BEGIN Data provided
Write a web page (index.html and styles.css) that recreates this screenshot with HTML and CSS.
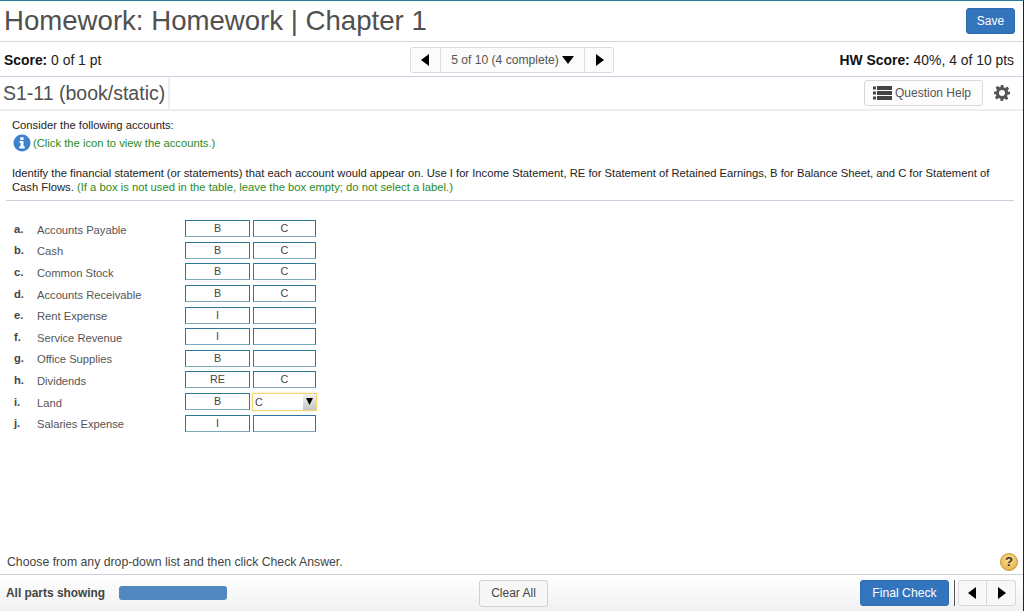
FILE: index.html
```html
<!doctype html>
<html lang="en">
  <head>
    <meta charset="UTF-8" />
    <meta name="viewport" content="width=device-width, initial-scale=1.0" />
    <title>Homework: Homework | Chapter 1</title>
    <link rel="stylesheet" href="styles.css">
  </head>
  <body>
    <div class="page">
      <header class="title-bar">
        <h1>Homework: Homework | Chapter 1</h1>
        <button class="btn-primary btn-save">Save</button>
      </header>

      <div class="score-bar">
        <div class="score"><b>Score:</b> 0 of 1 pt</div>
        <div class="pager">
          <button class="pager-arrow"><svg width="9" height="12" viewBox="0 0 9 12"><path d="M8 0v12L0 6z"/></svg></button>
          <button class="pager-label">5 of 10 (4 complete)<svg width="12" height="8" viewBox="0 0 12 8"><path d="M0 0h12L6 8z"/></svg></button>
          <button class="pager-arrow"><svg width="9" height="12" viewBox="0 0 9 12"><path d="M1 0v12l8-6z"/></svg></button>
        </div>
        <div class="score score-right"><b>HW Score:</b> 40%, 4 of 10 pts</div>
      </div>

      <div class="question-bar">
        <h2>S1-11 (book/static)</h2>
        <div class="question-tools">
          <button class="btn-help">
            <svg width="19" height="14" viewBox="0 0 19 14"><path d="M0 .5h3v3H0zM0 5.500h3v3H0zM0 10.500h3v3H0zM4 0h15v4H4zM4 5h15v4H4zM4 10h15v4H4z" fill="#444"/></svg>
            Question Help
          </button>
          <svg class="gear" width="16" height="16" viewBox="0 0 24 24"><path fill="#555" fill-rule="evenodd" d="M10 0h4l.7 3.600 2.100.9 3-2.100 2.800 2.800-2.100 3 .9 2.100L24 10v4l-3.600.7-.9 2.100 2.100 3-2.800 2.800-3-2.100-2.100.9L14 24h-4l-.7-3.600-2.100-.9-3 2.100-2.800-2.800 2.100-3-.9-2.100L0 14v-4l3.600-.7.9-2.100-2.100-3 2.800-2.800 3 2.100 2.100-.9zM12 7.500a4.500 4.500 0 1 0 0 9 4.500 4.500 0 0 0 0-9z"/></svg>
        </div>
      </div>

      <main class="content">
        <p class="intro">Consider the following accounts:</p>
        <p class="intro-link">
          <svg width="18" height="18" viewBox="0 0 18 18"><circle cx="9" cy="9" r="8.500" fill="#3f7fd0"/><path d="M7.300 3.300h3.200v2.600H7.300zM6.500 7h4v5.300h1.200v2.200H6.300v-2.200h1.300V9H6.500z" fill="#fff"/></svg>
          <span class="green">(Click the icon to view the accounts.)</span>
        </p>
        <p class="instructions">Identify the financial statement (or statements) that each account would appear on. Use I for Income Statement, RE for Statement of Retained Earnings, B for Balance Sheet, and C for Statement of Cash Flows. <span class="green">(If a box is not used in the table, leave the box empty; do not select a label.)</span></p>

        <div class="accounts">
          <div class="account"><b>a.</b><span>Accounts Payable</span><div class="box">B</div><div class="box">C</div></div>
          <div class="account"><b>b.</b><span>Cash</span><div class="box">B</div><div class="box">C</div></div>
          <div class="account"><b>c.</b><span>Common Stock</span><div class="box">B</div><div class="box">C</div></div>
          <div class="account"><b>d.</b><span>Accounts Receivable</span><div class="box">B</div><div class="box">C</div></div>
          <div class="account"><b>e.</b><span>Rent Expense</span><div class="box">I</div><div class="box"></div></div>
          <div class="account"><b>f.</b><span>Service Revenue</span><div class="box">I</div><div class="box"></div></div>
          <div class="account"><b>g.</b><span>Office Supplies</span><div class="box">B</div><div class="box"></div></div>
          <div class="account"><b>h.</b><span>Dividends</span><div class="box">RE</div><div class="box">C</div></div>
          <div class="account"><b>i.</b><span>Land</span><div class="box">B</div>
            <div class="box box-open">C<i class="drop-arrow"><svg width="7" height="7" viewBox="0 0 7 7"><path d="M0 0h7L3.500 7z"/></svg></i></div>
          </div>
          <div class="account"><b>j.</b><span>Salaries Expense</span><div class="box">I</div><div class="box"></div></div>
        </div>
      </main>

      <div class="hint">
        <span>Choose from any drop-down list and then click Check Answer.</span>
        <div class="help-dot">?</div>
      </div>

      <footer class="footer">
        <b class="parts-label">All parts showing</b>
        <div class="parts-bar"></div>
        <button class="btn-clear">Clear All</button>
        <div class="footer-right">
          <button class="btn-primary btn-final">Final Check</button>
          <div class="pager pager-small">
            <button class="pager-arrow"><svg width="9" height="12" viewBox="0 0 9 12"><path d="M8 0v12L0 6z"/></svg></button>
            <button class="pager-arrow"><svg width="9" height="12" viewBox="0 0 9 12"><path d="M1 0v12l8-6z"/></svg></button>
          </div>
        </div>
      </footer>
    </div>
  </body>
</html>
```

FILE: styles.css
```css
html, body {
  margin: 0;
  height: 100%;
}
body {
  font-family: 'Liberation Sans', Arial, sans-serif;
  color: #333;
  background-color: white;
  overflow: hidden;
}
button {
  font-family: inherit;
  cursor: pointer;
}
p {
  margin: 0;
}
.page {
  display: flex;
  flex-direction: column;
  height: 611px;
  box-sizing: border-box;
  border-top: 1px solid #2a7a9c;
  border-right: 1px solid #222;
}
.green {
  color: #2b8a1c;
}
.title-bar {
  display: flex;
  align-items: center;
  justify-content: space-between;
  height: 41px;
  box-sizing: border-box;
  padding: 0 8px 0 4px;
  border-bottom: 1px solid #d4d6dc;
}
h1 {
  margin: 0;
  font-size: 27.600px;
  font-weight: normal;
  color: #505050;
  white-space: nowrap;
}
.btn-primary {
  background-color: #3375bd;
  color: white;
  border: 1px solid #2e6cae;
  border-radius: 3px;
}
.btn-save {
  width: 49px;
  height: 26px;
  font-size: 12px;
  padding: 0;
}
.score-bar {
  display: grid;
  grid-template-columns: 406px auto 1fr;
  align-items: center;
  height: 35px;
  box-sizing: border-box;
  padding: 1px 9px 0 4px;
  border-bottom: 1px solid #ccd0de;
}
.score {
  font-size: 13.900px;
  color: #222;
}
.score-right {
  text-align: right;
}
.score b {
  color: #111;
}
.pager {
  display: flex;
  height: 26px;
  box-sizing: border-box;
  border: 1px solid #dcdcdc;
  border-radius: 3px;
  background-color: #fbfbfb;
}
.pager button {
  border: none;
  background: none;
  padding: 0;
  display: flex;
  align-items: center;
  justify-content: center;
}
.pager-arrow {
  width: 29px;
}
.pager button + button {
  border-left: 1px solid #dcdcdc;
}
.pager-label {
  width: 144px;
  gap: 3px;
  font-size: 12.100px;
  color: #555;
}
.question-bar {
  display: flex;
  align-items: stretch;
  justify-content: space-between;
  height: 34px;
  box-sizing: border-box;
  border-bottom: 2px solid #eeeeee;
}
h2 {
  margin: 0;
  padding: 0 3px;
  font-size: 19.500px;
  font-weight: normal;
  line-height: 32px;
  color: #505050;
  border-right: 2px solid #eeeeee;
}
.question-tools {
  display: flex;
  align-items: center;
  gap: 11px;
  padding: 0 13px 1px 0;
}
.btn-help {
  display: flex;
  align-items: center;
  gap: 3px;
  width: 119px;
  height: 26px;
  padding: 0 0 0 8px;
  font-size: 12px;
  color: #555;
  background-color: #fcfcfc;
  border: 1px solid #d8d8d8;
  border-radius: 3px;
}
.content {
  flex: 1;
  padding: 7px 9px 0 12px;
  font-size: 11.240px;
  color: #222;
}
.intro {
  line-height: 14px;
}
.intro-link {
  display: flex;
  align-items: center;
  gap: 2px;
  height: 18px;
  margin: 2px 0 0 1px;
  line-height: 14px;
}
.instructions {
  margin-top: 14px;
  margin-left: -6px;
  padding: 0 20px 6px 6px;
  line-height: 14px;
  border-bottom: 1px solid #ccd0de;
}
.accounts {
  margin-top: 17px;
}
.account {
  display: flex;
  align-items: center;
  gap: 3px;
  height: 21.600px;
  font-size: 11.200px;
  color: #555;
}
.account b {
  width: 23px;
  margin-right: -1px;
  padding-left: 2px;
  box-sizing: border-box;
  flex: none;
  color: #444;
}
.account span {
  width: 145px;
  padding-top: 2px;
}
.box {
  width: 65px;
  height: 17px;
  box-sizing: border-box;
  text-align: center;
  font-size: 10.800px;
  line-height: 14px;
  color: #444;
  border: 1px solid #2e7596;
  border-bottom-color: #7fa9bd;
}
.box + .box {
  width: 63px;
}
.box + .box-open {
  display: flex;
  align-items: center;
  justify-content: space-between;
  width: 65px;
  height: 18px;
  margin-left: -1px;
  padding-left: 2px;
  text-align: left;
  border: 1px solid #f2d877;
  box-shadow: 0 0 2px #f5e08f;
}
.drop-arrow {
  display: flex;
  align-items: center;
  justify-content: center;
  width: 13px;
  height: 16px;
  background: linear-gradient(#f2f2f2, #c4c4c4);
}
.hint {
  display: flex;
  align-items: center;
  justify-content: space-between;
  height: 29px;
  box-sizing: border-box;
  padding: 4px 5px 0 7px;
  font-size: 12.250px;
  color: #444;
}
.help-dot {
  width: 18px;
  height: 18px;
  border-radius: 50%;
  background: radial-gradient(circle at 50% 35%, #fbe08f, #e2a93b);
  border: 1px solid #c8963a;
  box-sizing: border-box;
  text-align: center;
  font-size: 13px;
  font-weight: bold;
  line-height: 16px;
  color: #333;
}
.footer {
  display: flex;
  align-items: center;
  height: 37px;
  box-sizing: border-box;
  padding: 0 7px 0 6px;
  border-top: 1px solid #d0d0d8;
  background: linear-gradient(#ffffff, #f1f1f1);
}
.parts-label {
  width: 113px;
  font-size: 11.900px;
  color: #444;
}
.parts-bar {
  width: 108px;
  height: 14px;
  border-radius: 3px;
  background-color: #5288c2;
}
.btn-clear {
  width: 69px;
  height: 27px;
  margin-left: 252px;
  padding: 0;
  font-size: 12px;
  color: #444;
  background-color: #f7f7f7;
  border: 1px solid #cfcfcf;
  border-radius: 3px;
}
.footer-right {
  display: flex;
  align-items: center;
  margin-left: auto;
}
.btn-final {
  width: 89px;
  height: 26px;
  padding: 0;
  font-size: 12.200px;
}
.pager-small {
  margin-left: 5px;
  padding-left: 3px;
  border: none;
  border-left: 1px solid #555;
  border-radius: 0;
  background: none;
}
.pager-small .pager-arrow {
  width: 29px;
  background-color: #f8f8f8;
  border: 1px solid #d8d8d8;
}
.pager-small .pager-arrow:first-child {
  border-radius: 3px 0 0 3px;
}
.pager-small .pager-arrow:last-child {
  border-left: none;
  border-radius: 0 3px 3px 0;
}
```
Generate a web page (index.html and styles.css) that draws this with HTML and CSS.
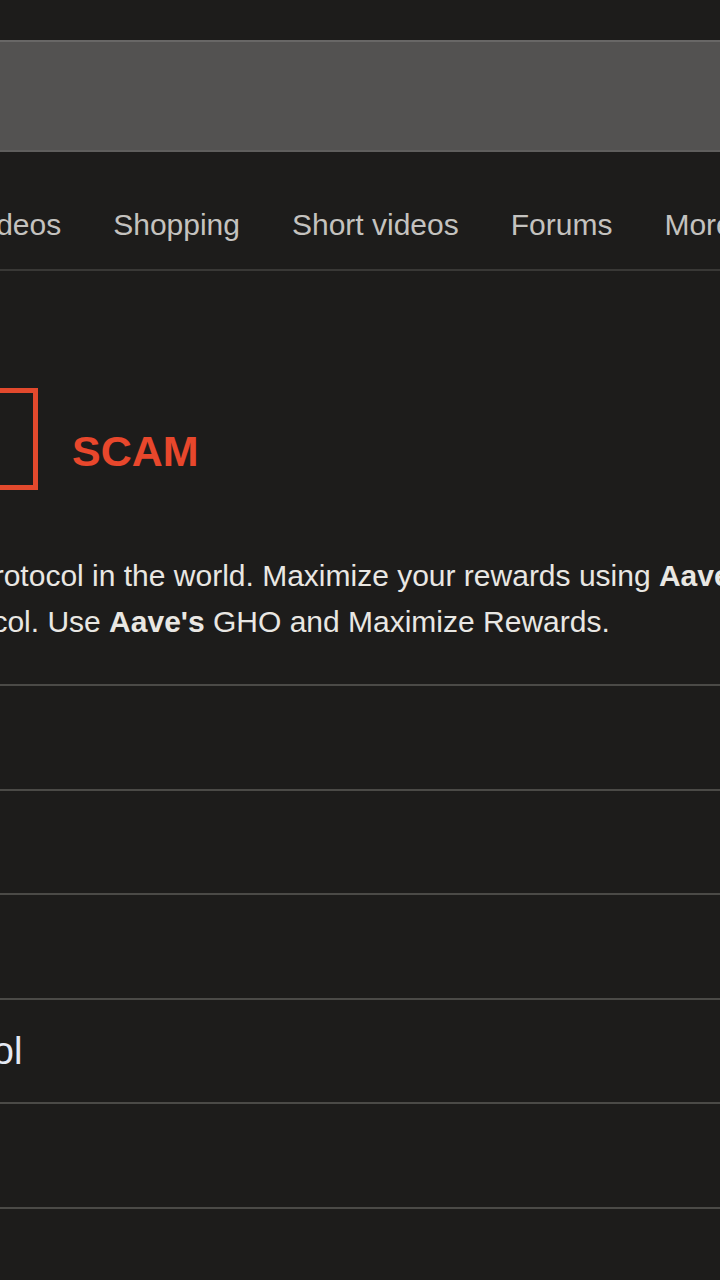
FILE: index.html
```html
<!DOCTYPE html>
<html lang="en">
<head>
  <meta charset="UTF-8" />
  <meta name="viewport" content="width=device-width, initial-scale=1.0"/>
  <title>Search results</title>
  <link rel="stylesheet" href="styles.css">
</head>
<body>

  <div class="search-bar"></div>

  <nav class="tabs">
    <a href="#">Videos</a>
    <a href="#">Shopping</a>
    <a href="#">Short videos</a>
    <a href="#">Forums</a>
    <a href="#">More</a>
  </nav>

  <div class="result">
    <div class="brand">
      <div class="logo-box"></div>
      <span class="scam">SCAM</span>
    </div>

    <p class="snippet">
      <span class="line line-1">protocol in the world. Maximize your rewards using <b>Aave's</b></span>
      <span class="line line-2">protocol. Use <b>Aave's</b> GHO and Maximize Rewards.</span>
    </p>
  </div>

  <div class="rows">
    <div class="row"></div>
    <div class="row"></div>
    <div class="row"></div>
    <div class="row"><a href="#" class="row-link">Protocol</a></div>
    <div class="row"></div>
    <div class="row"></div>
  </div>

</body>
</html>
```

FILE: styles.css
```css
body {
  font-family: 'Liberation Sans', Arial, sans-serif;
  margin: 0;
  padding: 0;
  background: #1d1c1b;
  width: 720px;
  height: 1280px;
  overflow: hidden;
}

.search-bar {
  margin-top: 40px;
  height: 108px;
  background: #535251;
  border-top: 2px solid #686766;
  border-bottom: 2px solid #5f5e5d;
}

.tabs {
  display: flex;
  gap: 52px;
  margin-left: -30px;
  padding: 56px 0 27px;
  border-bottom: 2px solid #393836;
  white-space: nowrap;
}

.tabs a {
  color: #c4c2bf;
  text-decoration: none;
  font-size: 30px;
  line-height: 34px;
}

.result {
  padding-top: 117px;
}

.brand {
  display: flex;
  align-items: flex-start;
  gap: 34px;
  margin-left: -62px;
}

.logo-box {
  width: 90px;
  height: 92px;
  border: 5px solid #e2492d;
  flex-shrink: 0;
}

.scam {
  color: #e8472c;
  font-size: 43px;
  font-weight: bold;
  margin-top: 39px;
}

.snippet {
  margin: 63px 0 0;
  color: #e9e7e3;
  font-size: 30px;
  line-height: 46px;
  white-space: nowrap;
}

.snippet .line {
  display: block;
}

.line-1 {
  margin-left: -23px;
}

.line-2 {
  margin-left: -76px;
}

.rows {
  margin-top: 39px;
}

.row {
  height: 102.6px;
  border-top: 2px solid #4b4a47;
  box-sizing: content-box;
}

.row-link {
  display: block;
  margin-left: -117px;
  padding-top: 29px;
  color: #e4e9f4;
  font-size: 38px;
  line-height: 44px;
  text-decoration: none;
  white-space: nowrap;
}
```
END Data provided
Problem details: Extract, from the material above, each line holding the word "styles".

Solution to the exercise:
Write a web page (index.html and styles.css) that recreates this screenshot with HTML and CSS.
    <link rel="stylesheet" href="styles.css">
FILE: styles.css
Generate a web page (index.html and styles.css) that draws this with HTML and CSS.
  <link rel="stylesheet" href="styles.css">
FILE: styles.css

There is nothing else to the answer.